_GIVEN EXERCISE_: Locate every line in the records below that contains the word "screenshot", and copy each one.

[Rows from a dataset of pages and code]
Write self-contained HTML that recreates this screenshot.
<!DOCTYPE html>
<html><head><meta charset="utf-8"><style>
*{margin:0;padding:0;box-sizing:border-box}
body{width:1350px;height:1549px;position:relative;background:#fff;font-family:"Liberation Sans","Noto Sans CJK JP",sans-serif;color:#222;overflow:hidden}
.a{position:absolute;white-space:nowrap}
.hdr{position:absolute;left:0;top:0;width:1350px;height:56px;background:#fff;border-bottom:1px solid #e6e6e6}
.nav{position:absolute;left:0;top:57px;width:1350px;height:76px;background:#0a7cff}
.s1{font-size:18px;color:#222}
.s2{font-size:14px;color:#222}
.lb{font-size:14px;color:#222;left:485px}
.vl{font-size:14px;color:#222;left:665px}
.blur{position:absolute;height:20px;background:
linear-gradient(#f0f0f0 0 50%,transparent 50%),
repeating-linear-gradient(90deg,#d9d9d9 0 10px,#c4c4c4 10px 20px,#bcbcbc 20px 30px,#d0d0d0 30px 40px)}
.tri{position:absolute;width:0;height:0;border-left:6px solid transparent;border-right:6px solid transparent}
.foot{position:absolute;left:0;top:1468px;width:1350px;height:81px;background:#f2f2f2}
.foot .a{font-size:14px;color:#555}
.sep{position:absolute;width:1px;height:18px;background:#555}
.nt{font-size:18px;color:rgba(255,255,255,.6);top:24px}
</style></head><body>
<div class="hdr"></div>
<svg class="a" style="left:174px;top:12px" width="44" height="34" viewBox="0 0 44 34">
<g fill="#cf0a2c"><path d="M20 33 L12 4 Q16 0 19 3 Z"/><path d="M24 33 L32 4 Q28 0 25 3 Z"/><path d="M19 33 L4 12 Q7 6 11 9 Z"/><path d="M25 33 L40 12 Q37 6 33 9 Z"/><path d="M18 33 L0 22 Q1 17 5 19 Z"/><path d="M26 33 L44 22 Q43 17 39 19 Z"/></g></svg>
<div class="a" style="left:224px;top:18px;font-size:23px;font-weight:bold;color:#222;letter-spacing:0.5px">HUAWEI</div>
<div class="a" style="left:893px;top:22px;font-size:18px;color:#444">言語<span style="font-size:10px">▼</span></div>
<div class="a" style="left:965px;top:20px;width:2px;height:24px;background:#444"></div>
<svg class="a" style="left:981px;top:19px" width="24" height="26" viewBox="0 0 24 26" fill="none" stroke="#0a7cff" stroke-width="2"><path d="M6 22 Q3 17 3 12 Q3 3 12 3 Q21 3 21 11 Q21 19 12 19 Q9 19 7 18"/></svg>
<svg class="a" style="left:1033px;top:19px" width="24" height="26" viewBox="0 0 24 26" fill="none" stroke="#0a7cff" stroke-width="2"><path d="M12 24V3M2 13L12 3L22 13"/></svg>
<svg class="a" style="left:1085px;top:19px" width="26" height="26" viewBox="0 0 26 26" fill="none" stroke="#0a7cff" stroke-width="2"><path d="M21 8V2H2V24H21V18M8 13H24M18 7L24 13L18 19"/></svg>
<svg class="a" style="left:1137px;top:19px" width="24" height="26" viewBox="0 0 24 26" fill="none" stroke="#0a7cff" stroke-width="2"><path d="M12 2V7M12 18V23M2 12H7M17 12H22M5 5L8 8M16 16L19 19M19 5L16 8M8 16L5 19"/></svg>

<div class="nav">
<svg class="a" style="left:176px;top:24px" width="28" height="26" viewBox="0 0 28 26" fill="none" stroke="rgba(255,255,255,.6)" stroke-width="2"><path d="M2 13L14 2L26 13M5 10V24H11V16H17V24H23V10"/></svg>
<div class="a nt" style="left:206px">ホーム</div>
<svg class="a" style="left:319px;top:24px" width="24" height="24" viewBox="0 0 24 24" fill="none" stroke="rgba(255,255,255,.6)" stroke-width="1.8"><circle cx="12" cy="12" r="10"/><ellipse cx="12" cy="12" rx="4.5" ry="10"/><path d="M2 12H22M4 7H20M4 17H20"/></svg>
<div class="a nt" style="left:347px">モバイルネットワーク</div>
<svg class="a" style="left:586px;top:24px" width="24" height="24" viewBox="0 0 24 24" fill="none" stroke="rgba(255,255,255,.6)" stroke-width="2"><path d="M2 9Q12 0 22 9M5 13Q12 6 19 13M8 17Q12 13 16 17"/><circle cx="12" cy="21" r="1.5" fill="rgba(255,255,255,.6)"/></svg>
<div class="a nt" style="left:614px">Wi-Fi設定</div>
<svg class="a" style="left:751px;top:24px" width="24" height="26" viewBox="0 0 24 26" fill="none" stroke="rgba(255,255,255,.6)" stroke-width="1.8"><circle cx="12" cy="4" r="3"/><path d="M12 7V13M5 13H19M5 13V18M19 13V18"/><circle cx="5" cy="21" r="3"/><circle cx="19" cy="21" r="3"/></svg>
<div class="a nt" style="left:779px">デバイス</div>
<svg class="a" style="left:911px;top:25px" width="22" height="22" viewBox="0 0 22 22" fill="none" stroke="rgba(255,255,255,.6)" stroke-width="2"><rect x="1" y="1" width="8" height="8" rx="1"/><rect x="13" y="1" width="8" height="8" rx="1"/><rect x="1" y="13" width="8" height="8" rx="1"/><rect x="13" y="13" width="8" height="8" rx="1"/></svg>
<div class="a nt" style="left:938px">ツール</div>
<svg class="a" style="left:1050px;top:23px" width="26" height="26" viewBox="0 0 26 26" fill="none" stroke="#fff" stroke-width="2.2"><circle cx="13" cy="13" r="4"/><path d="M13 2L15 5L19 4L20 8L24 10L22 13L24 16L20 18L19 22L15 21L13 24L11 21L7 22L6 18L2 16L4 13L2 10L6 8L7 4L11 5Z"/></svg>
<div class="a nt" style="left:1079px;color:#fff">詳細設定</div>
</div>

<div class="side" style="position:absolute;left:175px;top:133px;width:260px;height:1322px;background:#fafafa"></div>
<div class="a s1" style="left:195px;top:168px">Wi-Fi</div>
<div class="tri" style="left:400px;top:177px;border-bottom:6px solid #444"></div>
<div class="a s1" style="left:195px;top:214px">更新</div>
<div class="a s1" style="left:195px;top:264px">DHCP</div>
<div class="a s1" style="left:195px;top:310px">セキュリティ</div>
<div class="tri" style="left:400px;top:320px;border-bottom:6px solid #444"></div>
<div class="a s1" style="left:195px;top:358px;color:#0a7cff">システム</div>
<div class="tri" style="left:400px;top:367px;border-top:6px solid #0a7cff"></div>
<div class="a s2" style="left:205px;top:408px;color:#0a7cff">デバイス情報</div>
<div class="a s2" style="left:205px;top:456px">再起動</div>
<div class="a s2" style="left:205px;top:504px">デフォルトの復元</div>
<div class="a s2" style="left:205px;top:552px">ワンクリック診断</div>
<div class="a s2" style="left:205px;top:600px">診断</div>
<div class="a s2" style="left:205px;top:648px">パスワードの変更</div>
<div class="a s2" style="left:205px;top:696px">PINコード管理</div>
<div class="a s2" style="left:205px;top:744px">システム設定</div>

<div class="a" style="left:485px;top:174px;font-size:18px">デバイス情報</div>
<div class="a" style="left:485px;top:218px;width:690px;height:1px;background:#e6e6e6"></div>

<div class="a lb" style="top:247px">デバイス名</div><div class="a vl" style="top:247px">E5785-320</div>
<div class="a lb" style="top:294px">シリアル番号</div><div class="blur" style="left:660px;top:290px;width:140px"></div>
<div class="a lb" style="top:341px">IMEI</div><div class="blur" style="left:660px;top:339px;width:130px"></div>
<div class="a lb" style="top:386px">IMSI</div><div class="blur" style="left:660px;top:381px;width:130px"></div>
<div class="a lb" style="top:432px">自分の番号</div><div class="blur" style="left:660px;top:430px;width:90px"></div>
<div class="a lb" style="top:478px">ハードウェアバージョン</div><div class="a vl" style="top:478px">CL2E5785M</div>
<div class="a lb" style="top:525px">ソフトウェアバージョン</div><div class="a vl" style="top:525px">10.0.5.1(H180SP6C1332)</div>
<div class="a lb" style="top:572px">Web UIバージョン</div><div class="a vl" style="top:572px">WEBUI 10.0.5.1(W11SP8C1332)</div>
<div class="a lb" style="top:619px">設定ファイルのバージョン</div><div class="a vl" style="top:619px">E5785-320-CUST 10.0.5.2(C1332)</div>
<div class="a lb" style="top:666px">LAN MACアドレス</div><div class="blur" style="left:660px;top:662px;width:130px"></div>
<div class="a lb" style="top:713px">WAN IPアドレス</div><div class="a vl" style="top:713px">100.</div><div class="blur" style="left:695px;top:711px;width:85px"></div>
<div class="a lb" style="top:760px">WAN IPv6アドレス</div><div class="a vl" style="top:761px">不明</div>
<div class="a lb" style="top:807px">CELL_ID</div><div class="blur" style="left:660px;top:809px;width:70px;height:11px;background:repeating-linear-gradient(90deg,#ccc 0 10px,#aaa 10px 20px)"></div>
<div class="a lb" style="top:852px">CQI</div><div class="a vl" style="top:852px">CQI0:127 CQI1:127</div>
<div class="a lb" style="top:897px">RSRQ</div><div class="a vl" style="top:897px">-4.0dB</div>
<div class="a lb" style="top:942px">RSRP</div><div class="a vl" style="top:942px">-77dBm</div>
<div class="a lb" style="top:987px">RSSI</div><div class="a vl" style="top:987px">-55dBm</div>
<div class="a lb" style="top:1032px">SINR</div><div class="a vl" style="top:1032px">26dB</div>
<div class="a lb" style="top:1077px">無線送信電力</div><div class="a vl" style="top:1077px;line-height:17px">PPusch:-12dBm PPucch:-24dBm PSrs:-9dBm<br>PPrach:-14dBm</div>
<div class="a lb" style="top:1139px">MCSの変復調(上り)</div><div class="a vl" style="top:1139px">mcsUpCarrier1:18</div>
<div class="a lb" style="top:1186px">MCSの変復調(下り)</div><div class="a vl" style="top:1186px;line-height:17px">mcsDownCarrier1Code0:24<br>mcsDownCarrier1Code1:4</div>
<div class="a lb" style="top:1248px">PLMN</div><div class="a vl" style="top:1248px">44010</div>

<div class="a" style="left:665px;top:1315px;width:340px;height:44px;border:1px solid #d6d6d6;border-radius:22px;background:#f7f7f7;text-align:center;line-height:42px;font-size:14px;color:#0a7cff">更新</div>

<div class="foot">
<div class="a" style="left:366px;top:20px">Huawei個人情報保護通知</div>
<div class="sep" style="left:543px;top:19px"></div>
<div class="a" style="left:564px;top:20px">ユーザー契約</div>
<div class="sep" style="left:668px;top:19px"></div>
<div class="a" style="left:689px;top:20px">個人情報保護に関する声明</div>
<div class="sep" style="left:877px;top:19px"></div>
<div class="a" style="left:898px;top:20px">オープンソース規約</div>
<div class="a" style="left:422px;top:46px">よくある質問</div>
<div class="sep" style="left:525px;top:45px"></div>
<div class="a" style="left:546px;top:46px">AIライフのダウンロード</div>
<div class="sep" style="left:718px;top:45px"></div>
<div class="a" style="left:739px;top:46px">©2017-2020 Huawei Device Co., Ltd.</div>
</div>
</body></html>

...

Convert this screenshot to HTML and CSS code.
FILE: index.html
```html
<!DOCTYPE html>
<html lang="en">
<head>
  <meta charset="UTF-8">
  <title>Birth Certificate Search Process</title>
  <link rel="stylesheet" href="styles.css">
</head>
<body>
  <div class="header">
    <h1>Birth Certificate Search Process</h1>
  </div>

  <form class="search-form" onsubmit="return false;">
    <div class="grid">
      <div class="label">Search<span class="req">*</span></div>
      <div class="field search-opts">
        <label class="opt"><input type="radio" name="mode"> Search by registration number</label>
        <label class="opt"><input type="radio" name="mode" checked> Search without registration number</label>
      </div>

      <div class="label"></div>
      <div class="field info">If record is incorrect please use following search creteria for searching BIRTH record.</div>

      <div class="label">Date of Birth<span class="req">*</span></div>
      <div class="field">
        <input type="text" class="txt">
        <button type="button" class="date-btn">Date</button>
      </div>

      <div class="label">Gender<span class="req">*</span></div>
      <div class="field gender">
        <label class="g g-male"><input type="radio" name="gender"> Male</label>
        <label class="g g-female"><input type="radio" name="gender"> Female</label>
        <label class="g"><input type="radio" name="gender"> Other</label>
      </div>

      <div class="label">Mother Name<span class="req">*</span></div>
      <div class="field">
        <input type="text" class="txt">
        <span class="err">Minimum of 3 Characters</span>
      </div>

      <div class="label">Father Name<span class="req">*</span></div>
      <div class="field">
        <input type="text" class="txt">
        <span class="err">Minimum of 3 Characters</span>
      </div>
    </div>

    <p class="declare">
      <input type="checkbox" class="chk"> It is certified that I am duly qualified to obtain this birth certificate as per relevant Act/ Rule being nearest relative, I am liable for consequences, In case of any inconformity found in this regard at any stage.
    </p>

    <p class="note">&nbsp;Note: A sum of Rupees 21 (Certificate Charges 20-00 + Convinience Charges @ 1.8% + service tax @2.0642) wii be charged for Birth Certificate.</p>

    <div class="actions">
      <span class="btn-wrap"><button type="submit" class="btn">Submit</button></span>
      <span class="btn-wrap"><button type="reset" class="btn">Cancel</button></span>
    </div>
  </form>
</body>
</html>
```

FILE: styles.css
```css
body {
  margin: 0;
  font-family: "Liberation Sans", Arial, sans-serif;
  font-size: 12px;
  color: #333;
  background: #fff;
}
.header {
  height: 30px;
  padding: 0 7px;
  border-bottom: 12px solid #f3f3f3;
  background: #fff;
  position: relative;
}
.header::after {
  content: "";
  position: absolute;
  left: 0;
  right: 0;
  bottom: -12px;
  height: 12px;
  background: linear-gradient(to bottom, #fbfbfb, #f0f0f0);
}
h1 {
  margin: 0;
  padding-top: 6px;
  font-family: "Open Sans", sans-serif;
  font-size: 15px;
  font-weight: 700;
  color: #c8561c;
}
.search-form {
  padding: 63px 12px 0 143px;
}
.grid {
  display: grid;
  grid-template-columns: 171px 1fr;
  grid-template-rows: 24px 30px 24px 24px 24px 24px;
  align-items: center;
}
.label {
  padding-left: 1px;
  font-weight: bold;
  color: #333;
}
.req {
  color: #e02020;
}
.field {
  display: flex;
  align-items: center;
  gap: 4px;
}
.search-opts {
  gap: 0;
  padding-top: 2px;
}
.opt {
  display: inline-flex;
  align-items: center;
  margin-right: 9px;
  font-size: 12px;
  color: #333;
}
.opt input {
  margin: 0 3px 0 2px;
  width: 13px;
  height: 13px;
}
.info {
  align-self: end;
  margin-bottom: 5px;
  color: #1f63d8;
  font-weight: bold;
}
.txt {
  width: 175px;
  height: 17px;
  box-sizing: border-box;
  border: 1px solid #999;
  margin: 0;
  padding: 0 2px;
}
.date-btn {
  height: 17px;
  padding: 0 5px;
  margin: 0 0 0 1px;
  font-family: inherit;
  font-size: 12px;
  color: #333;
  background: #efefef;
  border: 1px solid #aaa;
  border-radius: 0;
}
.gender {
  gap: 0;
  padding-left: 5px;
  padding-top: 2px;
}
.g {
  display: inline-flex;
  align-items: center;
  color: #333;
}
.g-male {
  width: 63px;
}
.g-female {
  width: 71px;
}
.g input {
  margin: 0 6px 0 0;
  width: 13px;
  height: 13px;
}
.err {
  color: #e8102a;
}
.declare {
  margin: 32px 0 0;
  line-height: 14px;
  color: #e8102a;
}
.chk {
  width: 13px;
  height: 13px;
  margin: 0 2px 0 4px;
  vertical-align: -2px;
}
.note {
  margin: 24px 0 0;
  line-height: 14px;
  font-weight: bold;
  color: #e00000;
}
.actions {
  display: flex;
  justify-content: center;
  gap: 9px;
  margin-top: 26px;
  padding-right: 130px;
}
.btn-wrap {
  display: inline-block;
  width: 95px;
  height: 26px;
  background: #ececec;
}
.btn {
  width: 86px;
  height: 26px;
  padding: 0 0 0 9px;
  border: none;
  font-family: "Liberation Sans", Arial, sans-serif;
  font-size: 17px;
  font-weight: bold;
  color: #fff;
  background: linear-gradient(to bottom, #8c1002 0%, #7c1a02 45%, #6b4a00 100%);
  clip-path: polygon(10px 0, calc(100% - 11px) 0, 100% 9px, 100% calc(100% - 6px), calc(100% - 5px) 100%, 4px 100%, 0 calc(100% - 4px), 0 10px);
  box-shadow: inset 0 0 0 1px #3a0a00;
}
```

_WORKED SOLUTION_:
Write self-contained HTML that recreates this screenshot.
Convert this screenshot to HTML and CSS code.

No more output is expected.